Baca Juga: Ini Masalah Ranperpres Kerukunan Agama, Berisiko Memicu Diskriminasi
Anggapan serupa juga turut menyudutkan para pemuka agama perempuan dari berbagai latar belakang agama dan kepercayaan. Kiranya perempuan tidak dapat memimpin umat dan mengambil keputusan yang bijak bagi kemaslahatan lembaga keagamaan. Kalau pun boleh, kadang pemuka agama perempuan hanya berperan dalam tugas pengajaran bagi perempuan semata atau mengerjakan tugas-tugas domestik di lingkungan rumah ibadah. Pada masalah ini, tantangan yang muncul bukan hanya dari eksternal, justru lebih kuat dari internal komunitas keagamaannya. Pengalaman perempuan tidak hadir pada tafsir-tafsir keagamaan yang diinternalisasi dan diimplementasikan oleh lembaga-lembaga keagamaan.
Perempuan agama minoritas akan terus menjadi korban, jika negara tidak menjalankan kewajibannya untuk hadir bagi semua gender dan semua umat beragama, bagi semua orang. Penderitaannya pun akan kian kuat dan meluas jika tafsir keagamaan yang partriarkal dan misoginis terus menjadi tradisi yang disakralkan.
Dengan begitu, Indonesia membutuhkan penyelenggara negara yang inklusif dan toleran, yang dapat mengakomodasi keunikan warga negaranya yang bineka termasuk pada pengalaman perempuan.

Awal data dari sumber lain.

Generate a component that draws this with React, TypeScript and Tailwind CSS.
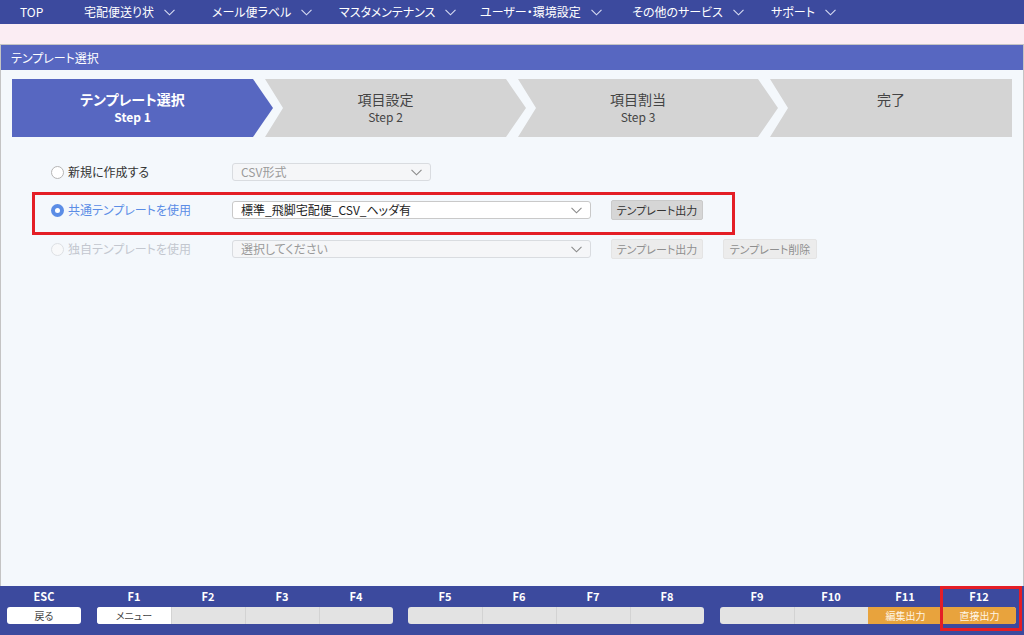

Di samping itu, tafsir keagamaan yang progresif yang mendorong upaya-upaya kesetaraan gender dan toleransi harus terus berkembang. Kemajuan, stagnansi, atau kemunduran situasi kebebasan beragama dan berkeyakinan di Indonesia, sangat berdampak pada kondisi kesetaraan dan keadilan gender khususnya bagi perempuan.